Exercise: Pick out every line that holds the string "components" and copy it.

Provided data:
<<<<

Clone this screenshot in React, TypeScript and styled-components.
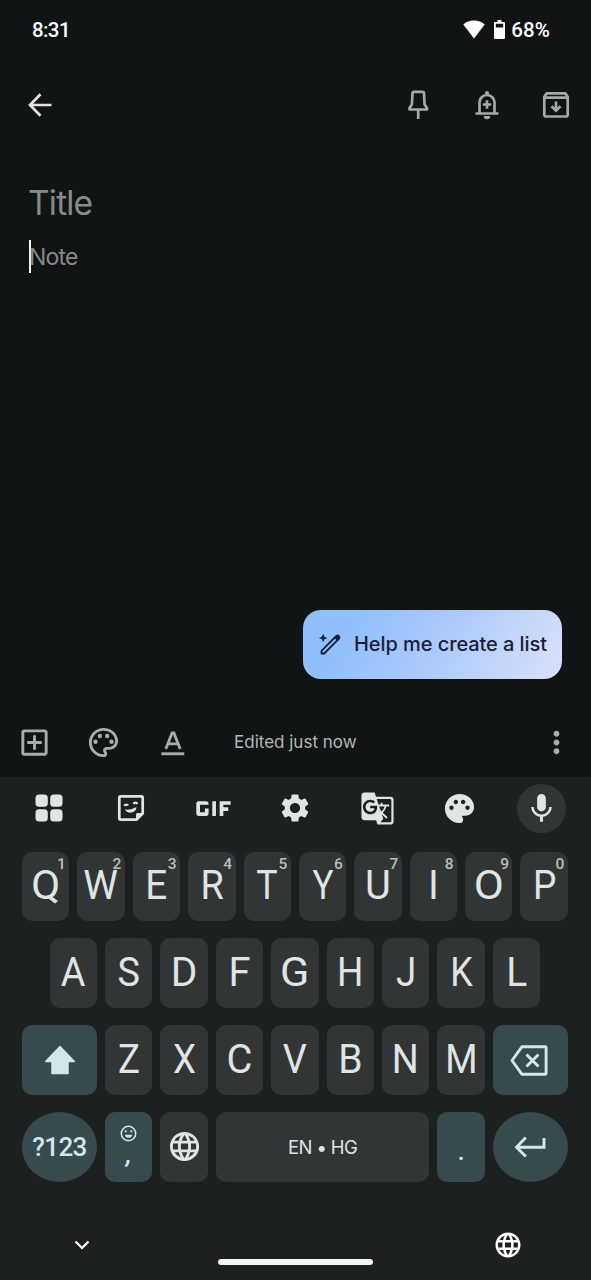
import React from "react";
import styled, { createGlobalStyle } from "styled-components";
import {
  MdOutlineAddBox,
  MdOutlinePalette,
  MdMoreVert,
  MdGif,
  MdSettings,
  MdGTranslate,
  MdPalette,
  MdMic,
  MdLanguage,
} from "react-icons/md";

const GlobalStyle = createGlobalStyle`
  * { box-sizing: border-box; }
  body { margin: 0; background: #101414; }
  svg { display: block; flex: none; }
`;

const Screen = styled.div`
  width: 591px;
  height: 1280px;
  display: flex;
  flex-direction: column;
  overflow: hidden;
  background: #101414;
  font-family: Inter, Roboto, "Liberation Sans", sans-serif;
`;

const StatusBar = styled.header`
  height: 59px;
  padding: 0 41px 0 32px;
  display: flex;
  align-items: center;
  justify-content: space-between;
  color: #fff;
`;

const StatusText = styled.span<{ $spacing: number }>`
  font: 500 20.5px/24px Roboto, sans-serif;
  letter-spacing: ${(p) => p.$spacing}px;
`;

const StatusIcons = styled.div`
  display: flex;
  align-items: center;
  gap: 6px;
  & > svg:first-child { margin-right: 3px; }
`;

const AppBar = styled.nav`
  height: 92px;
  padding: 0 18px 0 23px;
  display: flex;
  align-items: center;
  justify-content: space-between;
  color: #e1e3e3;
`;

const AppActions = styled.div`
  display: flex;
  gap: 35px;
  color: #a6a9a9;
`;

const Editor = styled.main`
  flex: 1;
  padding: 28px 29px 0 28px;
  display: flex;
  flex-direction: column;
  align-items: flex-start;
  color: #878a8a;
`;

const TitleField = styled.div`
  font-size: 33.5px;
  line-height: 48px;
  letter-spacing: -0.8px;
`;

const NoteField = styled.div`
  margin: 13px 0 0 1px;
  height: 33px;
  border-left: 2px solid #f4f5f5;
  font-size: 23px;
  line-height: 34px;
  letter-spacing: -0.8px;
`;

const NoteHint = styled.span`
  margin-left: -2px;
`;

const HelpButton = styled.button`
  align-self: flex-end;
  margin: auto 0 31px;
  width: 259px;
  height: 69px;
  padding: 0 0 1px 15px;
  border: 0;
  border-radius: 18px;
  display: flex;
  align-items: center;
  gap: 11px;
  color: #1b2138;
  background: linear-gradient(118deg, #91bffc 18%, #aecbfb 55%, #d6dffa 95%);
  font: 500 20px/24px Inter, Roboto, sans-serif;
  letter-spacing: -0.07px;
  white-space: nowrap;
`;

const NoteToolbar = styled.div`
  height: 67px;
  padding: 0 17px 3px 17px;
  display: flex;
  align-items: center;
  color: #a9acac;
`;

const ToolGroup = styled.div`
  display: flex;
  gap: 34px;
`;

const EditedLabel = styled.span`
  margin-left: 44px;
  flex: 1;
  font-size: 17px;
  color: #b4b7b7;
  white-space: nowrap;
`;

const Keyboard = styled.section`
  height: 503px;
  display: flex;
  flex-direction: column;
  background: #1c2020;
  color: #e0e4e4;
`;

const Suggestions = styled.div`
  height: 62px;
  margin-bottom: 12.7px;
  padding: 0 8px;
  display: grid;
  grid-template-columns: repeat(7, 1fr);
  place-items: center;
`;

const MicButton = styled.div`
  width: 49px;
  height: 49px;
  border-radius: 50%;
  display: grid;
  place-items: center;
  background: #313535;
`;

const KeyRows = styled.div`
  display: flex;
  flex-direction: column;
  gap: 17.3px;
  padding: 0 23.2px 0 22px;
`;

const KeyRow = styled.div`
  height: 69.5px;
  display: flex;
  justify-content: center;
  gap: 8px;
`;

const Key = styled.div<{ $w?: number; $accent?: boolean; $round?: boolean }>`
  position: relative;
  width: ${(p) => p.$w ?? 47.4}px;
  flex: none;
  display: flex;
  flex-direction: column;
  align-items: center;
  justify-content: center;
  border-radius: ${(p) => (p.$round ? "50%" : "10px")};
  background: ${(p) => (p.$accent ? "#374a4d" : "#313535")};
  color: ${(p) => (p.$accent ? "#d3e7ea" : "#e0e4e4")};
`;

const Letter = styled.span<{ $stretch: number }>`
  font: 400 39.8px/46px Roboto, sans-serif;
  transform: scaleX(${(p) => p.$stretch});
`;

const Hint = styled.span`
  position: absolute;
  top: 3px;
  right: 3.5px;
  font: 500 15.5px/18px Roboto, sans-serif;
  color: #b9bdbd;
`;

const SymbolLabel = styled.span`
  font: 500 26px/30px Roboto, sans-serif;
  letter-spacing: -0.6px;
`;

const SpaceLabel = styled.span`
  font-size: 18.5px;
  letter-spacing: -0.6px;
`;

const Punctuation = styled.span<{ $shift: number; $slant?: boolean }>`
  font: ${(p) => (p.$slant ? "italic" : "normal")} 500 26px/30px Roboto, sans-serif;
  margin-top: ${(p) => p.$shift}px;
`;

const NavBar = styled.footer`
  flex: 1;
  padding: 33px 68px 0 73px;
  display: flex;
  justify-content: space-between;
  align-items: flex-start;
  color: #fff;
`;

const HomeHandle = styled.div`
  width: 155px;
  height: 6px;
  margin: 44px 0 0 6px;
  border-radius: 3px;
  background: #f4f5f5;
`;

const ChevronBox = styled.div`
  margin-top: 24px;
`;

const GlobeBox = styled.div`
  margin-top: 15px;
`;

const stroke = { fill: "none", stroke: "currentColor" } as const;

const WifiIcon = () => (
  <svg width="22" height="19" viewBox="0 0 22 19" fill="currentColor">
    <path d="M11 .5C6.700.5 3 2 .3 4.400L11 18.500 21.700 4.400C19 2 15.300.5 11 .5Z" />
  </svg>
);

const BatteryIcon = () => (
  <svg width="11" height="19" viewBox="0 0 11 19" fill="currentColor" fillRule="evenodd">
    <path d="M3.500 0h4v2H10a1 1 0 0 1 1 1v15a1 1 0 0 1-1 1H1a1 1 0 0 1-1-1V3a1 1 0 0 1 1-1h2.500ZM1.800 3.800v3.700h7.400V3.800Z" />
  </svg>
);

const BackIcon = () => (
  <svg width="34" height="34" viewBox="0 0 34 34" {...stroke} strokeWidth="2.700">
    <path d="M28.500 17H7.500M17.500 6.300 7 17l10.500 10.700" />
  </svg>
);

const PinIcon = () => (
  <svg width="34" height="34" viewBox="0 0 34 34" {...stroke} strokeWidth="2.700" strokeLinejoin="round">
    <path d="M13 3.800h8.500a1.500 1.500 0 0 1 1.500 1.400l.6 11.300 2.400 3.500v1.500H8.500V20l2.400-3.500.6-11.300A1.500 1.500 0 0 1 13 3.800ZM17.200 21.500V31" />
  </svg>
);

const ReminderIcon = () => (
  <svg width="34" height="34" viewBox="0 0 34 34" {...stroke} strokeWidth="2.700">
    <path d="M5.500 25.500h23M9.500 25.500V14.500a7.500 7.500 0 0 1 15 0V25.500M17 4v3.500M17 12.300v8.400M12.800 16.500h8.400" />
    <circle cx="17" cy="5" r="2" fill="currentColor" stroke="none" />
    <path d="M13.800 28h6.400a3.200 3.200 0 0 1-6.400 0Z" fill="currentColor" stroke="none" />
  </svg>
);

const ArchiveIcon = () => (
  <svg width="34" height="34" viewBox="0 0 34 34" {...stroke} strokeWidth="2.700" strokeLinejoin="round">
    <path d="M5.300 8.700 7.700 5.400h18.600L28.700 8.700V26.500a2 2 0 0 1-2 2H7.300a2 2 0 0 1-2-2ZM5.300 9.700h23.400" />
    <path d="M17 13.500v9M12.500 18.200 17 22.700l4.500-4.500" strokeLinejoin="miter" />
  </svg>
);

const TextColorIcon = () => (
  <svg width="35" height="35" viewBox="0 0 35 35" {...stroke} strokeWidth="2.900">
    <path d="M6.300 28.800h23" />
    <path d="m10.800 24 6.300-16h1.800l6.300 16M13.200 18.800h9.600" strokeWidth="2.800" />
  </svg>
);

const MagicPenIcon = () => (
  <svg width="25" height="25" viewBox="0 0 25 25" {...stroke} strokeWidth="1.800" strokeLinejoin="round">
    <path d="M3.500 18.800 17.800 4.500a1.900 1.900 0 0 1 2.700 2.700L6.200 21.500H3.500Z" />
    <path d="m15.800 5.500 2-2a2.600 2.600 0 0 1 3.700 3.700l-2 2Z" fill="currentColor" stroke="none" />
    <path d="m5.200 1.700 1.300 3 3 1.300-3 1.300-1.300 3-1.300-3-3-1.300 3-1.300Z" fill="currentColor" stroke="none" />
  </svg>
);

const AppsIcon = () => (
  <svg width="28" height="28" viewBox="0 0 28 28" fill="currentColor">
    <rect x=".5" y=".5" width="12.300" height="12.300" rx="3.500" />
    <rect x="15.200" y=".5" width="12.300" height="12.300" rx="3.500" />
    <rect x=".5" y="15.200" width="12.300" height="12.300" rx="3.500" />
    <rect x="15.200" y="15.200" width="12.300" height="12.300" rx="3.500" />
  </svg>
);

const StickerIcon = () => (
  <svg width="28" height="28" viewBox="0 0 28 28" {...stroke} strokeWidth="2.700">
    <path d="M3.500 2.300h21a1.200 1.200 0 0 1 1.200 1.200v16l-6.200 6.200h-16a1.200 1.200 0 0 1-1.200-1.200v-21a1.200 1.200 0 0 1 1.200-1.200Z" />
    <path d="M19 26v-5.500a1.500 1.500 0 0 1 1.500-1.500H26Z" fill="currentColor" stroke="none" />
    <path d="M7.500 12c.5-1.800 2.800-1.800 3.500-.5M16.500 10c.7-1.800 3-1.800 3.700 0" strokeWidth="2.400" />
    <path d="M8 15.500c4 .5 8-.5 11.500-2.500-.3 6-8.500 8-11.500 2.500Z" fill="currentColor" stroke="none" />
  </svg>
);

const ShiftIcon = () => (
  <svg width="32" height="30" viewBox="0 0 32 30" fill="currentColor" stroke="currentColor" strokeWidth="1.500" strokeLinejoin="round">
    <path d="M16 1.500 30.300 16.500H24V28.500H8V16.500H1.700Z" />
  </svg>
);

const BackspaceIcon = () => (
  <svg width="41" height="31" viewBox="0 0 41 31" {...stroke} strokeWidth="2.900" strokeLinejoin="round">
    <path d="M12 1.700h23.300a.8.800 0 0 1 .8.800v26a.8.800 0 0 1-.8.800H12L2 15.500ZM16.500 9.500l12 12M28.500 9.500l-12 12" />
  </svg>
);

const EnterIcon = () => (
  <svg width="33" height="22" viewBox="0 0 33 22" {...stroke} strokeWidth="2.900">
    <path d="M30 2v9.200H3M11.800 1.500 2.500 11.200l9.300 9.300" />
  </svg>
);

const SmileIcon = () => (
  <svg width="17" height="17" viewBox="0 0 17 17" {...stroke} strokeWidth="1.500">
    <circle cx="8.500" cy="8.500" r="7.200" />
    <path d="M5.700 5.200v2M11.300 5.200v2" strokeWidth="1.800" />
    <path d="M5 9.800h7a3.500 3 0 0 1-7 0Z" fill="currentColor" stroke="none" />
  </svg>
);

const ChevronIcon = () => (
  <svg width="18" height="12" viewBox="0 0 18 12" {...stroke} strokeWidth="2.200">
    <path d="m2.500 2.500 6.500 6.500 6.500-6.500" />
  </svg>
);

const TOP: [string, number][] = [
  ["Q", 1.06], ["W", 0.98], ["E", 0.97], ["R", 0.95], ["T", 0.9],
  ["Y", 0.88], ["U", 1], ["I", 1], ["O", 1.1], ["P", 0.93],
];
const HOME: [string, number][] = [
  ["A", 0.95], ["S", 0.95], ["D", 1.02], ["F", 1], ["G", 1.08],
  ["H", 0.93], ["J", 0.92], ["K", 0.9], ["L", 0.98],
];
const BOTTOM: [string, number][] = [
  ["Z", 0.92], ["X", 0.92], ["C", 1], ["V", 0.95], ["B", 0.98], ["N", 0.95], ["M", 0.93],
];

const LetterKeys = ({ letters, hints }: { letters: [string, number][]; hints?: boolean }) => (
  <>
    {letters.map(([letter, stretch], i) => (
      <Key key={letter}>
        <Letter $stretch={stretch}>{letter}</Letter>
        {hints && <Hint>{(i + 1) % 10}</Hint>}
      </Key>
    ))}
  </>
);

export default function App() {
  return (
    <Screen>
      <GlobalStyle />
      <StatusBar>
        <StatusText $spacing={-0.6}>8:31</StatusText>
        <StatusIcons>
          <WifiIcon />
          <BatteryIcon />
          <StatusText $spacing={0.1}>68%</StatusText>
        </StatusIcons>
      </StatusBar>
      <AppBar>
        <BackIcon />
        <AppActions>
          <PinIcon />
          <ReminderIcon />
          <ArchiveIcon />
        </AppActions>
      </AppBar>
      <Editor>
        <TitleField>Title</TitleField>
        <NoteField><NoteHint>Note</NoteHint></NoteField>
        <HelpButton>
          <MagicPenIcon />
          Help me create a list
        </HelpButton>
      </Editor>
      <NoteToolbar>
        <ToolGroup>
          <MdOutlineAddBox size={35} />
          <MdOutlinePalette size={35} />
          <TextColorIcon />
        </ToolGroup>
        <EditedLabel>Edited just now</EditedLabel>
        <MdMoreVert size={35} />
      </NoteToolbar>
      <Keyboard>
        <Suggestions>
          <AppsIcon />
          <StickerIcon />
          <MdGif size={59} />
          <MdSettings size={34} />
          <MdGTranslate size={35} />
          <MdPalette size={35} />
          <MicButton><MdMic size={35} /></MicButton>
        </Suggestions>
        <KeyRows>
          <KeyRow><LetterKeys letters={TOP} hints /></KeyRow>
          <KeyRow><LetterKeys letters={HOME} /></KeyRow>
          <KeyRow>
            <Key $w={75} $accent><ShiftIcon /></Key>
            <LetterKeys letters={BOTTOM} />
            <Key $w={75} $accent><BackspaceIcon /></Key>
          </KeyRow>
          <KeyRow>
            <Key $w={75} $accent $round><SymbolLabel>?123</SymbolLabel></Key>
            <Key $accent>
              <SmileIcon />
              <Punctuation $shift={-3} $slant>,</Punctuation>
            </Key>
            <Key><MdLanguage size={35} /></Key>
            <Key $w={213.6}><SpaceLabel>EN • HG</SpaceLabel></Key>
            <Key $accent><Punctuation $shift={8}>.</Punctuation></Key>
            <Key $w={75} $accent $round><EnterIcon /></Key>
          </KeyRow>
        </KeyRows>
        <NavBar>
          <ChevronBox><ChevronIcon /></ChevronBox>
          <HomeHandle />
          <GlobeBox><MdLanguage size={30} /></GlobeBox>
        </NavBar>
      </Keyboard>
    </Screen>
  );
}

>>>>

Full answer:
Clone this screenshot in React, TypeScript and styled-components.
import styled, { createGlobalStyle } from "styled-components";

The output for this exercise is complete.